Eddie Sefko of The Dallas Morning News: In some ways, Dahntay Jones is the Mavericks’ new mystery man. Arriving with Darren Collison in the deal that sent Ian Mahinmi to Indiana, Jones is a defensive specialist who doesn’t get a lot of attention on the offensive end of the court. Not that he’s bankrupt on offense. But if he gets substantial playing time for the Mavericks this season, it will be because of his defense. In that regard, Jones said he has an appreciation for one of the Mavericks’ established starters, Shawn Marion.
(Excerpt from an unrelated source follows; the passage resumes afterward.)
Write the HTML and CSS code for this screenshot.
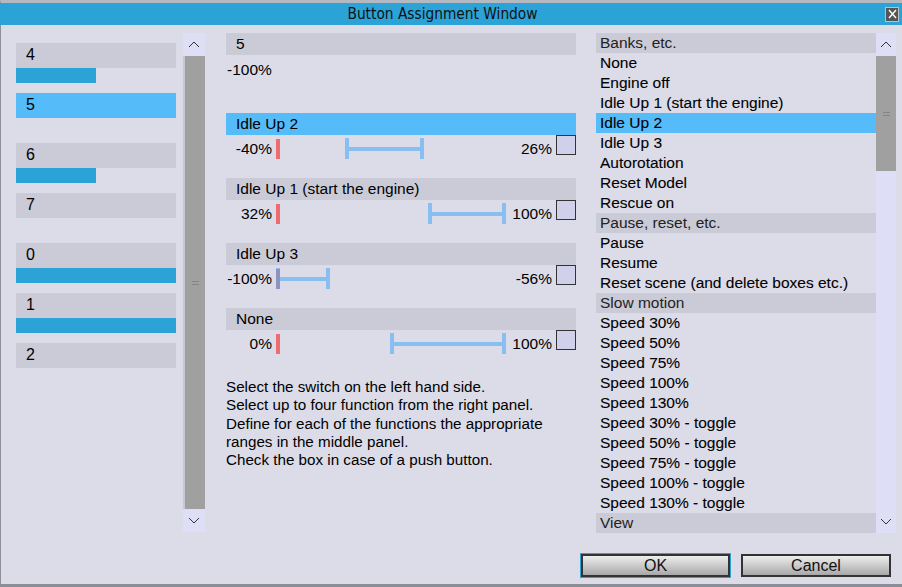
FILE: index.html
```html
<!DOCTYPE html>
<html>
<head>
  <meta charset="utf-8">
  <title>Button Assignment Window</title>
  <link rel="stylesheet" href="styles.css">
</head>
<body>
<div class="window">
  <div class="titlebar">
    <span class="title">Button Assignment Window</span>
    <span class="close">
      <svg width="9" height="10" viewBox="0 0 9 10"><path d="M1 1 L8 9 M8 1 L1 9" stroke="#fff" stroke-width="1.4" fill="none"/></svg>
    </span>
  </div>

  <div class="content">
    <!-- switches on the left -->
    <div class="switches">
      <div class="slot"><div class="slot-label">4</div><div class="slot-bar" style="width:80px"></div></div>
      <div class="slot"><div class="slot-label sel">5</div></div>
      <div class="slot"><div class="slot-label">6</div><div class="slot-bar" style="width:80px"></div></div>
      <div class="slot"><div class="slot-label">7</div></div>
      <div class="slot"><div class="slot-label">0</div><div class="slot-bar" style="width:160px"></div></div>
      <div class="slot"><div class="slot-label">1</div><div class="slot-bar" style="width:160px"></div></div>
      <div class="slot"><div class="slot-label">2</div></div>
    </div>
    <div class="vscroll left-scroll">
      <div class="arrow"><svg width="12" height="7" viewBox="0 0 12 7"><path d="M1 6 L6 1 L11 6" stroke="#333" fill="none"/></svg></div>
      <div class="thumb long"><span class="grip"></span></div>
      <div class="arrow"><svg width="12" height="7" viewBox="0 0 12 7"><path d="M1 1 L6 6 L11 1" stroke="#333" fill="none"/></svg></div>
    </div>

    <!-- ranges in the middle -->
    <div class="middle">
      <div class="head">5</div>
      <div class="current">-100%</div>

      <div class="group">
        <div class="head active">Idle Up 2</div>
        <div class="row">
          <span class="lo">-40%</span>
          <div class="track"><span class="marker"></span><span class="range" style="left:69px;width:79px"></span></div>
          <span class="hi">26%</span>
          <span class="check"></span>
        </div>
      </div>

      <div class="group">
        <div class="head">Idle Up 1 (start the engine)</div>
        <div class="row">
          <span class="lo">32%</span>
          <div class="track"><span class="marker"></span><span class="range" style="left:152px;width:78px"></span></div>
          <span class="hi">100%</span>
          <span class="check"></span>
        </div>
      </div>

      <div class="group">
        <div class="head">Idle Up 3</div>
        <div class="row">
          <span class="lo">-100%</span>
          <div class="track"><span class="marker"></span><span class="range" style="left:0px;width:54px"></span></div>
          <span class="hi">-56%</span>
          <span class="check"></span>
        </div>
      </div>

      <div class="group">
        <div class="head">None</div>
        <div class="row">
          <span class="lo">0%</span>
          <div class="track"><span class="marker"></span><span class="range" style="left:114px;width:116px"></span></div>
          <span class="hi">100%</span>
          <span class="check"></span>
        </div>
      </div>

      <p class="help">
        Select the switch on the left hand side.<br>
        Select up to four function from the right panel.<br>
        Define for each of the functions the appropriate<br>
        ranges in the middle panel.<br>
        Check the box in case of a push button.
      </p>
    </div>

    <!-- function list on the right -->
    <ul class="functions">
      <li class="cat">Banks, etc.</li>
      <li>None</li>
      <li>Engine off</li>
      <li>Idle Up 1 (start the engine)</li>
      <li class="sel">Idle Up 2</li>
      <li>Idle Up 3</li>
      <li>Autorotation</li>
      <li>Reset Model</li>
      <li>Rescue on</li>
      <li class="cat">Pause, reset, etc.</li>
      <li>Pause</li>
      <li>Resume</li>
      <li>Reset scene (and delete boxes etc.)</li>
      <li class="cat">Slow motion</li>
      <li>Speed 30%</li>
      <li>Speed 50%</li>
      <li>Speed 75%</li>
      <li>Speed 100%</li>
      <li>Speed 130%</li>
      <li>Speed 30% - toggle</li>
      <li>Speed 50% - toggle</li>
      <li>Speed 75% - toggle</li>
      <li>Speed 100% - toggle</li>
      <li>Speed 130% - toggle</li>
      <li class="cat">View</li>
    </ul>
    <div class="vscroll right-scroll">
      <div class="arrow"><svg width="12" height="7" viewBox="0 0 12 7"><path d="M1 6 L6 1 L11 6" stroke="#333" fill="none"/></svg></div>
      <div class="thumb short"><span class="grip"></span></div>
      <div class="track-rest"></div>
      <div class="arrow"><svg width="12" height="7" viewBox="0 0 12 7"><path d="M1 1 L6 6 L11 1" stroke="#333" fill="none"/></svg></div>
    </div>
  </div>

  <div class="footer">
    <button class="btn focus">OK</button>
    <button class="btn">Cancel</button>
  </div>
</div>
</body>
</html>
```

FILE: styles.css
```css
:root {
    --bg: #dcdce8 ;
    --head: #cbcbd7 ;
    --sel: #55bbf9 ;
    --blue: #2ba3d6 ;
    --lav: #dedef6 ;
    --thumb: #a0a0a0 ;
}
* {
    box-sizing: border-box ;
}
body {
    margin: 0 ;
    background: var(--bg) ;
    font-family: "Liberation Sans", Arial, sans-serif ;
    font-size: 15.5px ;
    color: #000 ;
}
.window {
    width: 902px ;
    height: 587px ;
    border-top: 3px solid #b4b8c0 ;
    border-bottom: 3px solid #8a8e96 ;
    border-left: 1px solid #8c9098 ;
    display: flex ;
    flex-direction: column ;
}
.titlebar {
    height: 22px ;
    background: var(--blue) ;
    display: flex ;
    align-items: center ;
    margin-left: -1px ;
}
.title {
    flex: 1 ;
    text-align: center ;
    font-family: "DejaVu Sans Condensed", "Liberation Sans", sans-serif ;
    font-size: 15.3px ;
    color: #111 ;
}
.close {
    width: 14px ;
    height: 15px ;
    margin-right: 3px ;
    background: #555 ;
    border: 1px solid #c0c0c0 ;
    display: flex ;
    align-items: center ;
    justify-content: center ;
}

.content {
    height: 515px ;
    display: flex ;
    align-items: flex-start ;
    padding: 8px 0 0 15px ;
}

/* left switches */
.switches {
    width: 160px ;
    padding-top: 10px ;
}
.slot {
    height: 50px ;
}
.slot-label {
    height: 25px ;
    line-height: 24px ;
    padding-left: 10px ;
    font-size: 16px ;
    background: var(--head) ;
}
.slot-label.sel {
    background: var(--sel) ;
}
.slot-bar {
    height: 15px ;
    background: var(--blue) ;
}

/* scrollbars */
.vscroll {
    display: flex ;
    flex-direction: column ;
}
.left-scroll {
    width: 22px ;
    height: 499px ;
    margin-left: 7px ;
}
.right-scroll {
    width: 20px ;
    height: 500px ;
    background: var(--lav) ;
}
.arrow {
    height: 23px ;
    background: var(--lav) ;
    display: flex ;
    align-items: center ;
    justify-content: center ;
}
.thumb {
    background: var(--thumb) ;
    display: flex ;
    align-items: center ;
    justify-content: center ;
}
.left-scroll .thumb {
    border-left: 2px solid #c8c8d2 ;
}
.thumb.long {
    flex: 1 ;
}
.thumb.short {
    height: 115px ;
}
.track-rest {
    flex: 1 ;
}
.grip {
    width: 7px ;
    height: 4px ;
    border-top: 1px solid #848484 ;
    border-bottom: 1px solid #848484 ;
}

/* middle panel */
.middle {
    width: 350px ;
    margin-left: 21px ;
}
.head {
    height: 22px ;
    line-height: 22px ;
    padding-left: 10px ;
    background: var(--head) ;
}
.head.active {
    background: var(--sel) ;
}
.current {
    height: 58px ;
    line-height: 30px ;
    padding-left: 1px ;
}
.group {
    height: 65px ;
}
.row {
    height: 25px ;
    display: flex ;
    line-height: 28px ;
}
.lo {
    width: 50px ;
    padding-right: 4px ;
    text-align: right ;
}
.hi {
    width: 50px ;
    padding-right: 4px ;
    text-align: right ;
}
.track {
    position: relative ;
    width: 230px ;
}
.marker {
    position: absolute ;
    left: 0 ;
    top: 4px ;
    width: 4px ;
    height: 20px ;
    background: #ef6b6f ;
}
.range {
    position: absolute ;
    top: 3px ;
    height: 21px ;
    opacity: 0.6 ;
}
.range::before {
    content: "" ;
    position: absolute ;
    left: 0 ;
    right: 0 ;
    top: 0 ;
    bottom: 0 ;
    border-left: 4px solid #50acf7 ;
    border-right: 4px solid #50acf7 ;
}
.range::after {
    content: "" ;
    position: absolute ;
    left: 4px ;
    right: 4px ;
    top: 9px ;
    height: 4px ;
    background: #50acf7 ;
}
.check {
    width: 20px ;
    height: 20px ;
    background: #d0d0ea ;
    border: 1px solid #333 ;
}
.help {
    margin: 0 ;
    padding-top: 5px ;
    font-size: 15.2px ;
    line-height: 18.3px ;
}

/* right list */
.functions {
    list-style: none ;
    margin: 0 0 0 20px ;
    padding: 0 ;
    width: 280px ;
}
.functions li {
    height: 20px ;
    line-height: 20px ;
    padding-left: 4px ;
    -webkit-text-stroke: 0.1px #000 ;
}
.functions li.cat {
    background: var(--head) ;
    color: #222 ;
    -webkit-text-stroke: 0 ;
}
.functions li.sel {
    background: var(--sel) ;
}

/* buttons */
.footer {
    flex: 1 ;
    display: flex ;
    justify-content: flex-end ;
    gap: 11px ;
    padding: 14px 11px 0 0 ;
}
.btn {
    height: 23px ;
    width: 150px ;
    font-family: "Liberation Sans", Arial, sans-serif ;
    font-size: 16px ;
    color: #111 ;
    border: 2px solid #333 ;
    background: linear-gradient(#eeeeee, #a8a8a8) ;
    padding: 0 ;
}
.btn.focus {
    width: 149px ;
    outline: 1px solid var(--blue) ;
}
```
He doesn’t have the offensive abilities that Marion does, but he embraces the tough defensive assignments the same way the Matrix does. “My game starts with defense,’’ Jones said. “I have a lot of respect for Shawn Marion because I’ve been used the same way he’s used right now – guarding anybody from point guard to small forward and sometimes power forward." ... With that, the Mavericks expect to play a lot of full-court pressure and that could mean the chance for more playing time for a diverse defender like Jones.
John Reid of The Times-Picayune: The New Orleans Hornets announced Monday they have surpassed an average of 12,000 tickets sold per game this upcoming season, which includes partial and full-season season ticket packages, group sales and suites sold at the New Orleans Arena, according to team spokesman Harold Kaufman. It is the highest tickets sold per game average prior to the season starting since the Hornets relocated from Charlotte, N.C., in 2002. Under new owner Tom Benson, the Hornets have made a push this offseason to either match or exceed last season's 10,000 season ticket total. The Hornets are expected to be one of the young emerging teams to watch because of No. 1 draft pick Anthony Davis and rookie guard Austin Rivers.